Capella Ubud represents a homecoming for him since Bali was where he began his professional career in the ‘80s. “By way of her example, [Bali] has taught me to dig deep in other parts of the world to understand what is unique about their built environment,” says the self-proclaimed "Bali-ophile" who studies the history of forms and schemes on how to fight globalism. “To be an archeologist of lost architectural techniques is valuable and makes our projects richer.”
He’s spent this year also filming a series, Escapism (sharing its title with his coffee table book), for Netflix. Each episode features a lost craft or craftsman. For Bali, he highlights the traditional Kamasan painters who use a limited palette of natural dyes and a flat, two-dimensional format for paintings that were used for storytelling.

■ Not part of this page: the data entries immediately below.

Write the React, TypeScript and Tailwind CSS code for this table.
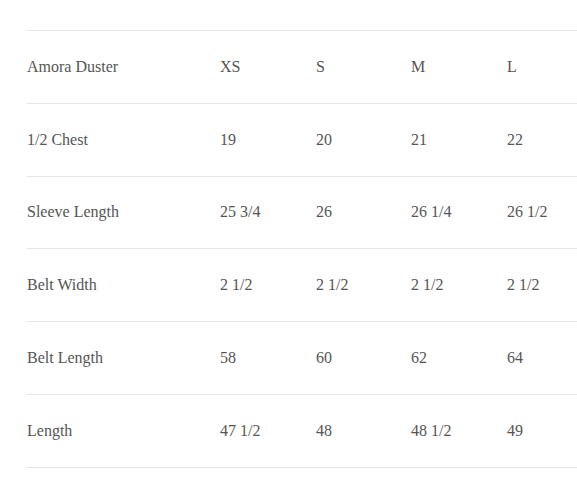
const rows = [
  ["Amora Duster", "XS", "S", "M", "L"],
  ["1/2 Chest", "19", "20", "21", "22"],
  ["Sleeve Length", "25 3/4", "26", "26 1/4", "26 1/2"],
  ["Belt Width", "2 1/2", "2 1/2", "2 1/2", "2 1/2"],
  ["Belt Length", "58", "60", "62", "64"],
  ["Length", "47 1/2", "48", "48 1/2", "49"],
];

export default function App() {
  return (
    <div className="w-[577px] h-[483px] bg-white overflow-hidden pt-[30px] pl-[27px] font-['Liberation_Serif',serif] text-[16px] text-[#555555]">
      <div className="border-b border-[#e6e6e6]">
        {rows.map((row, i) => (
          <div
            key={i}
            className="grid grid-cols-[193px_96px_95px_96px_1fr] items-center h-[72.8px] border-t border-[#e6e6e6]"
          >
            {row.map((cell, j) => (
              <div key={j}>{cell}</div>
            ))}
          </div>
        ))}
      </div>
    </div>
  );
}
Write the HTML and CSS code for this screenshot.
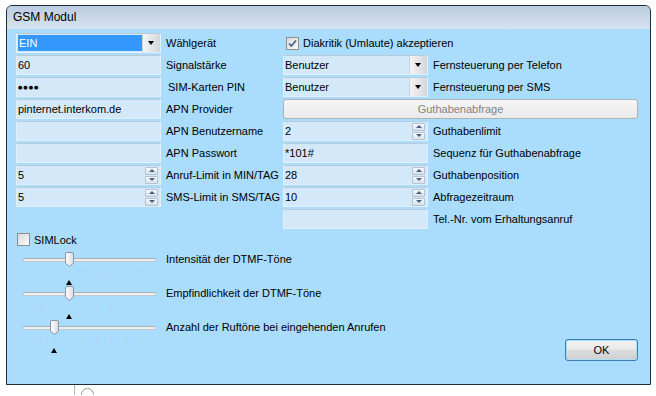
FILE: index.html
```html
<!DOCTYPE html>
<html lang="de">
<head>
  <meta charset="UTF-8">
  <title>GSM Modul</title>
  <link rel="stylesheet" href="styles.css">
</head>
<body>
  <div class="window">
    <div class="titlebar">GSM Modul</div>
    <div class="client">
      <div class="form">
        <!-- Zeile 1 -->
        <div class="combo"><span class="combo-text selected">EIN</span><span class="combo-btn"></span></div>
        <span class="lbl">Wählgerät</span>
        <label class="check wide">
          <span class="box"><svg width="11" height="11" viewBox="0 0 11 11"><path d="M2 5.5 L4.3 8 L9 2.5" fill="none" stroke="#4a6283" stroke-width="1.8"/></svg></span>
          Diakritik (Umlaute) akzeptieren
        </label>

        <div class="edit"><span class="val">60</span></div>
        <span class="lbl">Signalstärke</span>
        <div class="combo"><span class="combo-text">Benutzer</span><span class="combo-btn"></span></div>
        <span class="lbl">Fernsteuerung per Telefon</span>

        <div class="edit"><span class="val dots">●●●●</span></div>
        <span class="lbl indent">SIM-Karten PIN</span>
        <div class="combo"><span class="combo-text">Benutzer</span><span class="combo-btn"></span></div>
        <span class="lbl">Fernsteuerung per SMS</span>

        <div class="edit"><span class="val">pinternet.interkom.de</span></div>
        <span class="lbl">APN Provider</span>
        <button class="btn-disabled wide" disabled>Guthabenabfrage</button>

        <div class="edit"></div>
        <span class="lbl">APN Benutzername</span>
        <div class="edit"><span class="val">2</span><span class="spin"><span class="up"></span><span class="down"></span></span></div>
        <span class="lbl">Guthabenlimit</span>

        <div class="edit"></div>
        <span class="lbl">APN Passwort</span>
        <div class="edit"><span class="val">*101#</span></div>
        <span class="lbl">Sequenz für Guthabenabfrage</span>

        <div class="edit"><span class="val">5</span><span class="spin"><span class="up"></span><span class="down"></span></span></div>
        <span class="lbl">Anruf-Limit in MIN/TAG</span>
        <div class="edit"><span class="val">28</span><span class="spin"><span class="up"></span><span class="down"></span></span></div>
        <span class="lbl">Guthabenposition</span>

        <div class="edit"><span class="val">5</span><span class="spin"><span class="up"></span><span class="down"></span></span></div>
        <span class="lbl">SMS-Limit in SMS/TAG</span>
        <div class="edit"><span class="val">10</span><span class="spin"><span class="up"></span><span class="down"></span></span></div>
        <span class="lbl">Abfragezeitraum</span>

        <div class="edit col3"></div>
        <span class="lbl">Tel.-Nr. vom Erhaltungsanruf</span>
      </div>

      <label class="check simlock"><span class="box"></span>SIMLock</label>

      <div class="lower">
        <div class="sliders">
          <div class="slider-row">
            <div class="trackbar" style="--v: 3">
              <span class="track"></span>
              <span class="ticks"><i></i><i></i><i></i><i></i><i></i><i></i><i></i><i></i><i></i><i></i></span>
              <svg class="thumb" width="9" height="15" viewBox="0 0 9 15"><path d="M0.5 2 Q0.5 0.5 2 0.5 H7 Q8.5 0.5 8.5 2 V11 L4.5 14.5 L0.5 11 Z" fill="url(#tg)" stroke="#8a96a2"/><defs><linearGradient id="tg" x1="0" x2="1"><stop offset="0" stop-color="#ffffff"/><stop offset="1" stop-color="#d9dde2"/></linearGradient></defs></svg>
              <span class="marker"></span>
            </div>
            <span class="slider-lbl">Intensität der DTMF-Töne</span>
          </div>
          <div class="slider-row">
            <div class="trackbar" style="--v: 3">
              <span class="track"></span>
              <span class="ticks"><i></i><i></i><i></i><i></i><i></i><i></i><i></i><i></i><i></i><i></i></span>
              <svg class="thumb" width="9" height="15" viewBox="0 0 9 15"><path d="M0.5 2 Q0.5 0.5 2 0.5 H7 Q8.5 0.5 8.5 2 V11 L4.5 14.5 L0.5 11 Z" fill="url(#tg)" stroke="#8a96a2"/></svg>
              <span class="marker"></span>
            </div>
            <span class="slider-lbl">Empfindlichkeit der DTMF-Töne</span>
          </div>
          <div class="slider-row">
            <div class="trackbar" style="--v: 2">
              <span class="track"></span>
              <span class="ticks"><i></i><i></i><i></i><i></i><i></i><i></i><i></i><i></i><i></i><i></i></span>
              <svg class="thumb" width="9" height="15" viewBox="0 0 9 15"><path d="M0.5 2 Q0.5 0.5 2 0.5 H7 Q8.5 0.5 8.5 2 V11 L4.5 14.5 L0.5 11 Z" fill="url(#tg)" stroke="#8a96a2"/></svg>
              <span class="marker"></span>
            </div>
            <span class="slider-lbl">Anzahl der Ruftöne bei eingehenden Anrufen</span>
          </div>
        </div>
        <button class="btn-ok">OK</button>
      </div>
    </div>
  </div>
  <div class="behind"><span class="radio"></span></div>
</body>
</html>
```

FILE: styles.css
```css
body {
  margin: 0;
  background-color: #ffffff;
  font-family: "Liberation Sans", Arial, sans-serif;
  font-size: 11px;
  color: #000;
}
.window {
  margin: 5px 0 0 6px;
  width: 645px;
  box-sizing: border-box;
  border: 1px solid #1e2d3a;
  border-radius: 6px 6px 0 0;
  background-color: #aadcfd;
  overflow: hidden;
}
.titlebar {
  height: 23px;
  line-height: 23px;
  padding-left: 6px;
  font-size: 12px;
  background: linear-gradient(#bccde0, #d6e3f0);
}
.client {
  padding: 4px 12px 23px 9px;
}
.form {
  display: grid;
  grid-template-columns: 145px 112px 145px 205px;
  grid-auto-rows: 20px;
  column-gap: 5px;
  row-gap: 2px;
}
.lbl {
  display: flex;
  align-items: center;
  white-space: nowrap;
}
.lbl.indent {
  padding-left: 2px;
}
.wide {
  grid-column: 3 / span 2;
}
.col3 {
  grid-column: 3;
}

/* Eingabefelder */
.edit {
  display: flex;
  align-items: center;
  box-sizing: border-box;
  border: 1px solid #e2f0fb;
  border-top-color: #b9cad8;
  background-color: #d3e9fa;
}
.edit .val {
  flex: 1;
  padding-left: 1px;
}
.dots {
  font-family: "DejaVu Sans", sans-serif;
  font-size: 5px;
  letter-spacing: 1px;
}
.spin {
  display: flex;
  flex-direction: column;
  gap: 1px;
  width: 13px;
  margin-right: 2px;
}
.spin span {
  position: relative;
  height: 6px;
  border: 1px solid #b3c3d2;
  border-radius: 1px;
  background: linear-gradient(#f7f9fb, #d8e1e9);
}
.spin span:after {
  content: "";
  position: absolute;
  left: 3px;
  top: 1.5px;
  border-left: 3px solid transparent;
  border-right: 3px solid transparent;
}
.spin .up:after {
  border-bottom: 3px solid #4b5f7e;
}
.spin .down:after {
  border-top: 3px solid #4b5f7e;
}

/* Auswahllisten */
.combo {
  display: flex;
  box-sizing: border-box;
  border: 1px solid #e2f0fb;
  border-top-color: #b9cad8;
  background-color: #d3e9fa;
}
.combo-text {
  flex: 1;
  display: flex;
  align-items: center;
  padding-left: 1px;
}
.combo-text.selected {
  margin: 1px 0 1px 1px;
  background-color: #3399ff;
  color: #fff;
}
.combo-btn {
  position: relative;
  width: 17px;
  border-left: 1px solid #c9d3dc;
  background: linear-gradient(to right, #f4f4f4, #d4d7da);
}
.combo-btn:after {
  content: "";
  position: absolute;
  left: 5px;
  top: 7px;
  border-left: 3.5px solid transparent;
  border-right: 3.5px solid transparent;
  border-top: 4px solid #000;
}

/* Kontrollkästchen */
.check {
  display: flex;
  align-items: center;
  gap: 4px;
  padding-left: 3px;
}
.box {
  display: flex;
  align-items: center;
  justify-content: center;
  width: 13px;
  height: 13px;
  box-sizing: border-box;
  border: 1px solid #8e8f8f;
  background: linear-gradient(135deg, #d6d9dc, #fbfbfb);
}
.simlock {
  margin-top: 4px;
  padding-left: 1px;
  height: 13px;
}

/* Buttons */
.btn-disabled {
  font: inherit;
  color: #838383;
  border: 1px solid #adb2b5;
  border-radius: 3px;
  background: linear-gradient(#f6f6f6, #eaeaea);
}
.btn-ok {
  width: 73px;
  height: 22px;
  font: inherit;
  color: #000;
  border: 1px solid #3c7fb1;
  border-radius: 3px;
  background: linear-gradient(#f2f2f2 0%, #ebebeb 45%, #dddddd 50%, #cfcfcf 100%);
  box-shadow: inset 0 0 0 1px #a9dcf5;
}

/* Schieberegler */
.lower {
  display: flex;
  justify-content: space-between;
  align-items: flex-end;
  margin-top: 6px;
}
.sliders {
  padding-bottom: 7px;
}
.slider-row {
  display: grid;
  grid-template-columns: 145px auto;
  column-gap: 5px;
  height: 34px;
}
.trackbar {
  position: relative;
  height: 34px;
}
.track {
  position: absolute;
  left: 7px;
  top: 6px;
  width: 131px;
  height: 2px;
  border: 1px solid #c3c8cd;
  border-top-color: #a9b0b7;
  background-color: #eceeef;
}
.ticks {
  position: absolute;
  left: 10px;
  top: 19px;
  width: 129px;
  display: flex;
  justify-content: space-between;
}
.ticks i {
  width: 1px;
  height: 3px;
  background-color: #bfc8d0;
}
.thumb {
  position: absolute;
  top: 0;
  left: calc(10px + var(--v) * 14.2px - 4px);
}
.marker {
  position: absolute;
  top: 28px;
  left: calc(10px + var(--v) * 14.2px - 3px);
  border-left: 3.5px solid transparent;
  border-right: 3.5px solid transparent;
  border-bottom: 5px solid #000;
}
.slider-lbl {
  padding-top: 1px;
  white-space: nowrap;
}

/* Fenster dahinter */
.behind {
  margin-left: 74px;
  height: 10px;
  border-left: 1px solid #b8b8b8;
  overflow: hidden;
}
.radio {
  display: block;
  margin: 3px 0 0 6px;
  width: 11px;
  height: 11px;
  border: 1px solid #9a9a9a;
  border-radius: 50%;
}
```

The curiosity evident in the series is what drove Bensley—alongside with a desire to alleviate some of its extreme poverty—to Cambodia, where he recently opened Shinta Mani Angkor – Bensley Collection. “First we sent secondhand clothes, then we bought a secondhand van to get kids from the villages to the free children’s hospital—for some of them it was the first time they experienced AC and a cushioned seat,” he says. For adventurers, travel to Cambodia now “is the right thing to do, in that the place is fascinating well beyond the temples. It’s the poorest country in Southeast Asia, and they need a helping hand.”
The deep-seated poverty is in stark contrast with both the wide grins of most Khmer people and the grandeur of Bensley’s boutique property of 10 dreamlike villas boasting private pools, verdant rooftop decks, luxuriously tactile materials and lush outdoor tubs. The country’s royal past also inspired his motifs, notably King Jayavarman VII who, Bensley jokes, “clearly thought he was hot. His face is everywhere.”
Farther south, the final touches are going on Shinta Mani Wild – Bensley Collection, a private nature sanctuary on a river with three “raging sisters,” waterfalls whose songs Bensley calls “spellbinding.” The 15-tent property boasts perhaps the most memorable—and original—arrival in the world: a 1,240-foot zip line over rushing natural water (a Jeep is the gentler alternative). “I want to be the first one to zip line into the Landing Zone Bar on opening day,” November 1, says Bensley of the luxury-Cambodian-safari Eden he’s created “for adrenaline junkies and those who just want to chill and collect wild pink mushrooms.”
Another protected area, Luang Prabang, Laos, is Bensley’s favorite village in Southeast Asia because of UNESCO’s preservation and dictum that all new architecture must be of Laotian Colonial ilk. His intimate Rosewood Luang Prabang, opened in May, followed suit. “The personality Mother Nature has given to the site is the most impressive—the tiny, self-contained valley with the ever-flowing Nahm Dong River bisecting it is just magic. That made my work easy,” says Bensley, who found reprints of historical manuscripts by the explorers of the 1866 Mekong Expedition, which was vital to his design scheming. “Spinning a tale is a great joy in my life,” says the renowned architect. “I love storytelling via hospitality as one, in a way, has a captured audience.” The next place he may draw an intimate, captive house: a massive cave on the Laos-Vietnam border he recently found breathtaking on a three-hour helicopter tour. Remoteness is not something that deters this pioneer from opening up a new corner of the world to guests. Says Bensley, “When I travel I especially love to learn, so I try to teach guests something new and interesting in every one of my creations.”